Para assegurar a equidade de gênero, ela acredita que boas políticas já existem, o que falta é implementar e fazer a lei se cumprir. Além de incluir, promover o crescimento e manter as mulheres em cargos de liderança, as empresas precisam ir além da simples contratação e investir em programas estruturados de inclusão.
Carla afirma, ainda, que é preciso mudar a cultura em relação à mulher no mercado de trabalho no Brasil. "Nós estamos vivendo um momento melhor em relação aos últimos anos, mas ainda existem distâncias e pontos a serem modificados na cultura. Na Espanha, por exemplo, foram feitas campanhas de conscientização sobre o assunto, e o cenário foi mudando com o tempo", exemplifica.
"Criar um ambiente onde as mulheres se sintam pertencentes e valorizadas é essencial para garantir sua permanência e desenvolvimento na organização. Estratégias como comunicação transparente, redes de confiança e escuta efetiva são fundamentais para esse processo, permitindo que mulheres tenham voz ativa e influência real na tomada de decisões", afirma Cris Zanata.

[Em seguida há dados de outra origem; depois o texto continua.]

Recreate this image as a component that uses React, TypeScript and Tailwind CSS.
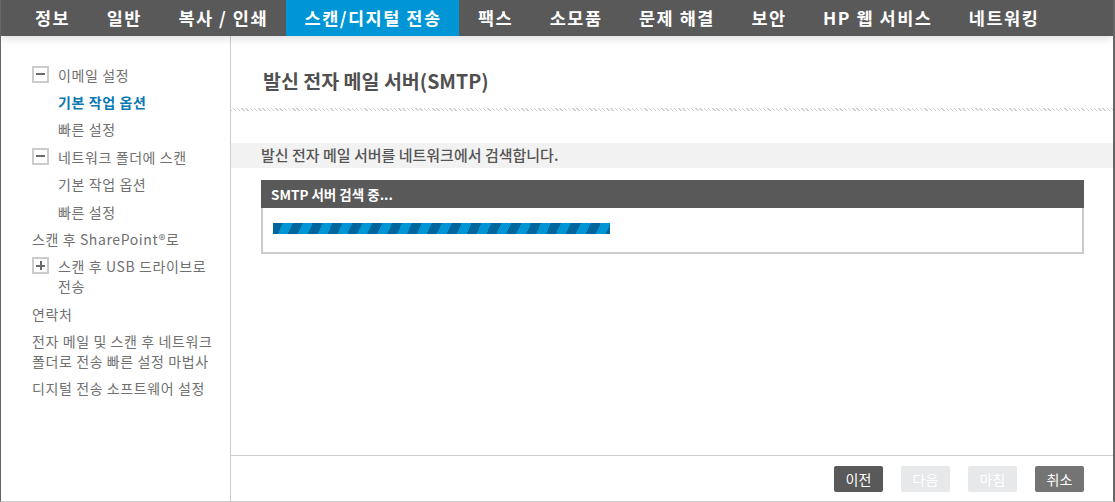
import React from "react";

const FONT = "font-['Noto_Sans_CJK_KR','Noto_Sans',sans-serif]";

const tabs = [
  "정보",
  "일반",
  "복사 / 인쇄",
  "스캔/디지털 전송",
  "팩스",
  "소모품",
  "문제 해결",
  "보안",
  "HP 웹 서비스",
  "네트워킹",
];

function ToggleBox({ open }: { open: boolean }) {
  return (
    <div className="relative mr-[9px] mt-[1px] flex h-[17px] w-[17px] shrink-0 items-center justify-center border-2 border-[#cccccc] bg-white">
      <span className="h-[2px] w-[9px] bg-[#6b6b6b]" />
      {!open && <span className="absolute h-[9px] w-[2px] bg-[#6b6b6b]" />}
    </div>
  );
}

type NavItem = {
  label: string;
  level: 0 | 1;
  toggle?: "open" | "closed";
  active?: boolean;
};

const sideItems: NavItem[] = [
  { label: "이메일 설정", level: 0, toggle: "open" },
  { label: "기본 작업 옵션", level: 1, active: true },
  { label: "빠른 설정", level: 1 },
  { label: "네트워크 폴더에 스캔", level: 0, toggle: "open" },
  { label: "기본 작업 옵션", level: 1 },
  { label: "빠른 설정", level: 1 },
  { label: "스캔 후 SharePoint®로", level: 0 },
  { label: "스캔 후 USB 드라이브로 전송", level: 0, toggle: "closed" },
  { label: "연락처", level: 0 },
  { label: "전자 메일 및 스캔 후 네트워크 폴더로 전송 빠른 설정 마법사", level: 0 },
  { label: "디지털 전송 소프트웨어 설정", level: 0 },
];

function Sidebar() {
  return (
    <aside className="flex w-[230px] shrink-0 flex-col border-r border-[#cccccc] pl-[31px] pr-[8px] pt-[25px]">
      {sideItems.map((item, i) => (
        <div
          key={i}
          className={`flex items-start break-keep py-[3.7px] text-[14px] leading-[20px] tracking-[0.6px] ${item.level === 1 ? "pl-[26px]" : ""} ${
            item.active ? "font-bold text-[#0a78b4]" : "text-[#707070]"
          }`}
        >
          {item.toggle && <ToggleBox open={item.toggle === "open"} />}
          <span>{item.label}</span>
        </div>
      ))}
    </aside>
  );
}

function Button({ label, variant }: { label: string; variant: "dark" | "off" | "mid" }) {
  const tone =
    variant === "dark"
      ? "bg-[#595959] text-white"
      : variant === "mid"
      ? "bg-[#747474] text-white"
      : "bg-[#e6e8e9] text-white";
  return (
    <button className={`h-[26px] w-[49px] rounded-[2px] text-[14px] leading-none ${tone}`}>
      {label}
    </button>
  );
}

export default function App() {
  return (
    <div className={`${FONT} flex h-[502px] w-full flex-col overflow-hidden border-b border-l border-r-2 border-b-[#cccccc] border-l-[#666666] border-r-[#666666] bg-white`}>
      {/* Top navigation */}
      <nav className="relative z-10 flex h-9 shrink-0 items-stretch bg-[#595959] pl-[15px] shadow-[0_3px_8px_rgba(0,0,0,0.12)]">
        {tabs.map((t) => (
          <div
            key={t}
            className={`flex items-center whitespace-nowrap pl-[19px] pr-[17.5px] text-[17.5px] font-bold tracking-[1.5px] text-white ${
              t === "스캔/디지털 전송" ? "bg-[#0096d6]" : ""
            }`}
          >
            {t}
          </div>
        ))}
      </nav>

      <div className="flex min-h-0 flex-1">
        <Sidebar />

        <main className="flex min-w-0 flex-1 flex-col">
          <div className="h-[72px] shrink-0 pl-[32px] pt-[31px]">
            <h1 className="text-[19.5px] font-bold leading-7 text-[#505050]">발신 전자 메일 서버(SMTP)</h1>
          </div>
          <div className="h-[3px] shrink-0 bg-[repeating-linear-gradient(45deg,#d0d0d0_0_1px,transparent_1px_3px)]" />

          <div className="mt-[32px] flex h-[25px] shrink-0 items-center bg-[#f2f2f2] pl-[30px] text-[15px] font-medium text-[#555555]">
            발신 전자 메일 서버를 네트워크에서 검색합니다.
          </div>

          <section className="ml-[30px] mr-[29px] mt-[12px] shrink-0">
            <div className="flex h-[28px] items-center bg-[#595959] pl-[10px] text-[13.5px] font-bold text-white">
              SMTP 서버 검색 중...
            </div>
            <div className="h-[46px] border-2 border-t-0 border-[#cccccc] pl-[10px] pt-[15px]">
              <div className="h-[11px] w-[337px] bg-[repeating-linear-gradient(115deg,#00669b_0_9px,#0096d6_9px_18px)]" />
            </div>
          </section>

          <div className="flex-1" />

          <footer className="flex h-[46px] shrink-0 items-center justify-end gap-[18px] border-t border-[#cccccc] pr-[29px] pt-[1px]">
            <Button label="이전" variant="dark" />
            <Button label="다음" variant="off" />
            <Button label="마침" variant="off" />
            <Button label="취소" variant="mid" />
          </footer>
        </main>
      </div>
    </div>
  );
}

Jessika acredita que a responsabilidade também deve ser de governos, empresas, setor financeiro e sociedade civil. "O governo deve liderar com políticas públicas claras, garantindo acesso igualitário à educação e ao mercado de trabalho, e as empresas precisam transformar seus compromissos em ações concretas, implementando programas de inclusão com metas claras e mensuráveis. Já o setor financeiro pode desempenhar um papel crucial ao integrar critérios de diversidade em suas estratégias de investimento, priorizando empresas com práticas inclusivas", descreve.